---------- DATA RECORDS

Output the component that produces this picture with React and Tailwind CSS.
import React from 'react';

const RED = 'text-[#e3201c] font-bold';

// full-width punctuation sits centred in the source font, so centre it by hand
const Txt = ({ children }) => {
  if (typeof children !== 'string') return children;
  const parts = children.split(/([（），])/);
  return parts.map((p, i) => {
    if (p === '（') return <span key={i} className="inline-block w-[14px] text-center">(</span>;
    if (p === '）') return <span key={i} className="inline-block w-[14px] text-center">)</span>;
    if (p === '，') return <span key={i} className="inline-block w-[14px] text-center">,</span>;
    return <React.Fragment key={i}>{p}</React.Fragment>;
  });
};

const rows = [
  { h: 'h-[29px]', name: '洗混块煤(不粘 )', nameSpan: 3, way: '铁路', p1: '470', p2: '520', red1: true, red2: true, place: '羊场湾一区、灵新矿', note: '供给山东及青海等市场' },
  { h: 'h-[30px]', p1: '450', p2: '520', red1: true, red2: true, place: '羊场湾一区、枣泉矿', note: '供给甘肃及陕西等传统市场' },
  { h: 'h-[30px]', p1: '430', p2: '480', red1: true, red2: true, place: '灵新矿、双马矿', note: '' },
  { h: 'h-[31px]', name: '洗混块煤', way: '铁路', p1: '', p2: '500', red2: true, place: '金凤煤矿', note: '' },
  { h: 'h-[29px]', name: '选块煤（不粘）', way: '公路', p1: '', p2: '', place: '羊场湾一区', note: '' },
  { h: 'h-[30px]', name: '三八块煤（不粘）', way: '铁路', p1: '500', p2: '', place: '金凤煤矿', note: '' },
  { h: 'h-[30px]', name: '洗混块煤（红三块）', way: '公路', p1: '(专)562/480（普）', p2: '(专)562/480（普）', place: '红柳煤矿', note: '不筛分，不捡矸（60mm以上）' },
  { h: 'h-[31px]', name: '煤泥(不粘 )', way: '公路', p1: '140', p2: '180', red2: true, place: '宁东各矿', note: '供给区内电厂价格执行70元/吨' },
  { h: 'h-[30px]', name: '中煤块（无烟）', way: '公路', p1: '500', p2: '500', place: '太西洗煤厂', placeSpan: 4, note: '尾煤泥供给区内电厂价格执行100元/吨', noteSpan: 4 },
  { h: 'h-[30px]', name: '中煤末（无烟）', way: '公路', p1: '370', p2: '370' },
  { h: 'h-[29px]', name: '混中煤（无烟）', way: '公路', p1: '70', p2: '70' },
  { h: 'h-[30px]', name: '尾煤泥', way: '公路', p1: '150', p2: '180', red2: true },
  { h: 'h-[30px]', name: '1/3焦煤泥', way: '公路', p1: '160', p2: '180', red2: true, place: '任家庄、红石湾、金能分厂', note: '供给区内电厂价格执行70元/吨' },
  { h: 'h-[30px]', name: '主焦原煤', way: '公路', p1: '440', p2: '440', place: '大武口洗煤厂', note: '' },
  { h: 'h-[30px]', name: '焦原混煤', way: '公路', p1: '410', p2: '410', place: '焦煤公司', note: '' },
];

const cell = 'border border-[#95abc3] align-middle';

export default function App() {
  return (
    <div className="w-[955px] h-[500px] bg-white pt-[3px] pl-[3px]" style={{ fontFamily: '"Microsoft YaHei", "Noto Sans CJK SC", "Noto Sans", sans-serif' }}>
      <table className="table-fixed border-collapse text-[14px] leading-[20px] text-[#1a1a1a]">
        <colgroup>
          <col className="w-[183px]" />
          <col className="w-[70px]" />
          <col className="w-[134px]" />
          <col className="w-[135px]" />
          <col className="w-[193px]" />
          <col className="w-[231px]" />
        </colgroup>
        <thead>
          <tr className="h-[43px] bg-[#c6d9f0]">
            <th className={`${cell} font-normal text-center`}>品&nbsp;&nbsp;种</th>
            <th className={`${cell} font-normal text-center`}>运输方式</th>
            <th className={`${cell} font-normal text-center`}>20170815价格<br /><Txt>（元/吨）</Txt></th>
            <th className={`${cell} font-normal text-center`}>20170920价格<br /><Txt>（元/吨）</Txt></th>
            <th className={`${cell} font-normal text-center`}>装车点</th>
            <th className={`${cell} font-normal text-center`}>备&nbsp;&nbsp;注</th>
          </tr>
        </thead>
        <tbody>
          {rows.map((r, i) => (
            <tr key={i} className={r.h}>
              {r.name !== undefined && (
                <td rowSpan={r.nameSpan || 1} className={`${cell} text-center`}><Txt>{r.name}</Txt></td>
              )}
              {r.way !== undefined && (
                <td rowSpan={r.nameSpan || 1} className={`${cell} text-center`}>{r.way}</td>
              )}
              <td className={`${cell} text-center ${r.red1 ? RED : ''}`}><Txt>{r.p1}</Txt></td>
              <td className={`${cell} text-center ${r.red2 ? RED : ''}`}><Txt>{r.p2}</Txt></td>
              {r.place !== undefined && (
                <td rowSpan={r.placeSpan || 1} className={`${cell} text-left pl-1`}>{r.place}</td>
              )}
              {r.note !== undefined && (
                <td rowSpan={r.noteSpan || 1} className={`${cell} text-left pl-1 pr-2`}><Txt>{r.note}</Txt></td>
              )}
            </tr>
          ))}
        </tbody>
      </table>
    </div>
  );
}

--------------------
---------- DATA RECORDS

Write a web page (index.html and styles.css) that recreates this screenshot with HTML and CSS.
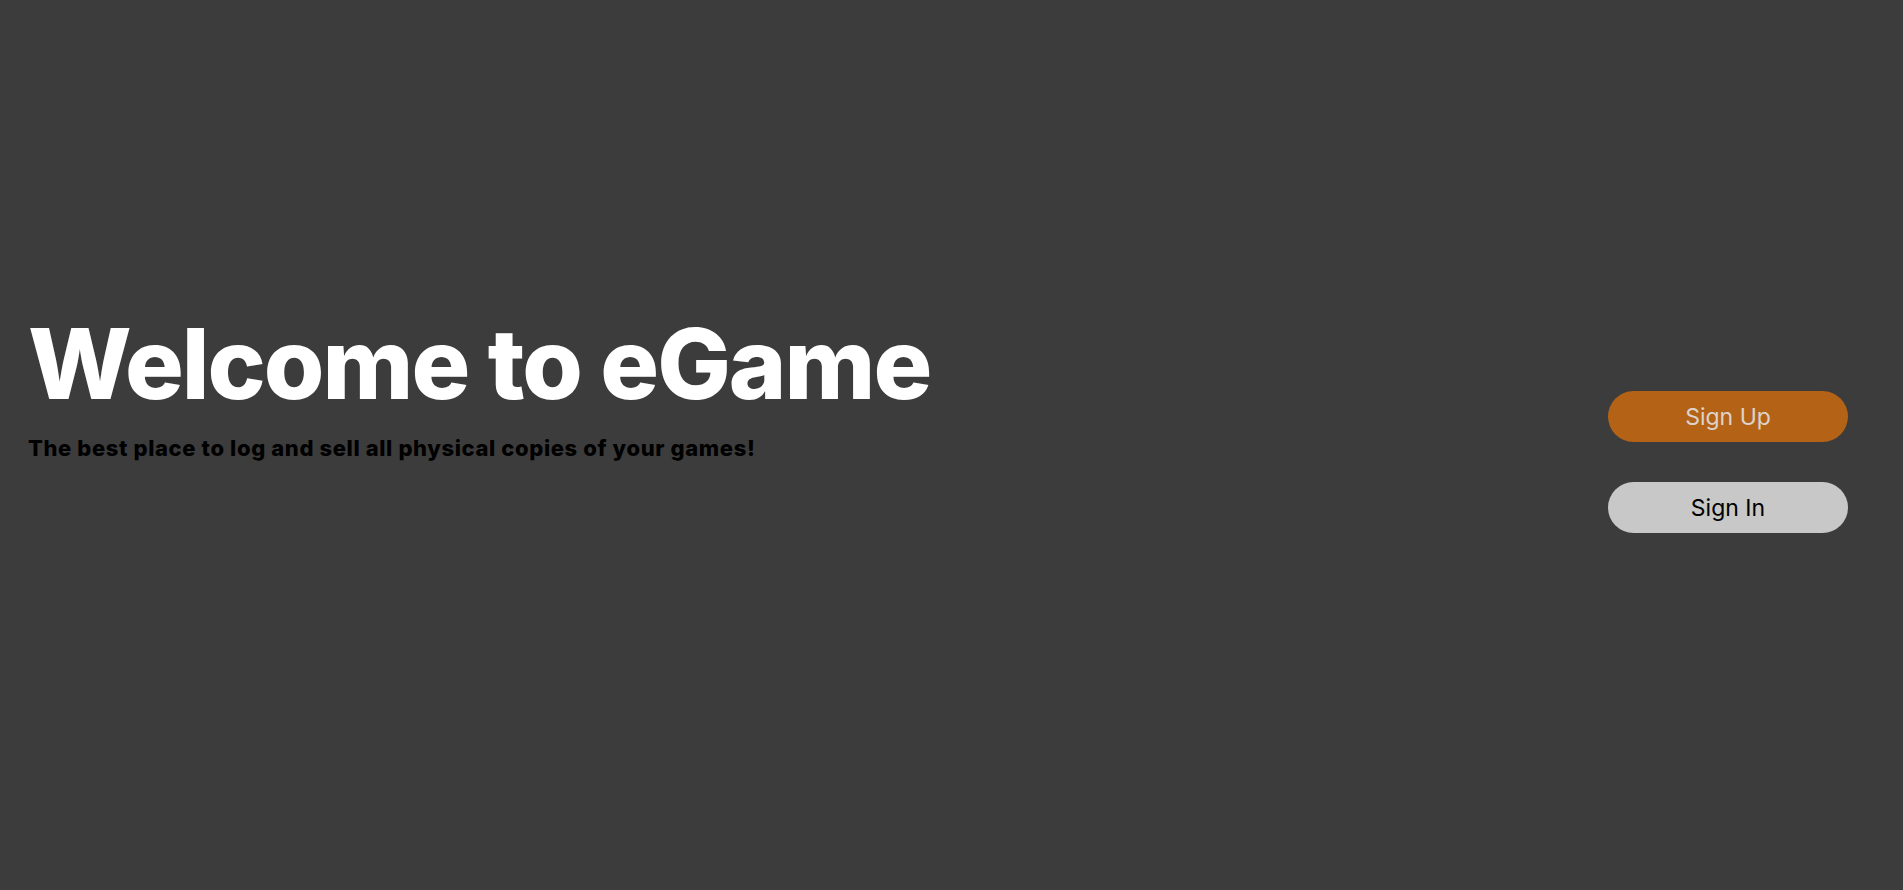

--------------------

## TASK TO CARRY OUT
Of the entries above, repeat exactly the lines from the line with "Output the component" through the line with "const RED = 'text-[#e3201c] font-bold';", both of them included.

## WRITTEN SOLUTION
Output the component that produces this picture with React and Tailwind CSS.
import React from 'react';

const RED = 'text-[#e3201c] font-bold';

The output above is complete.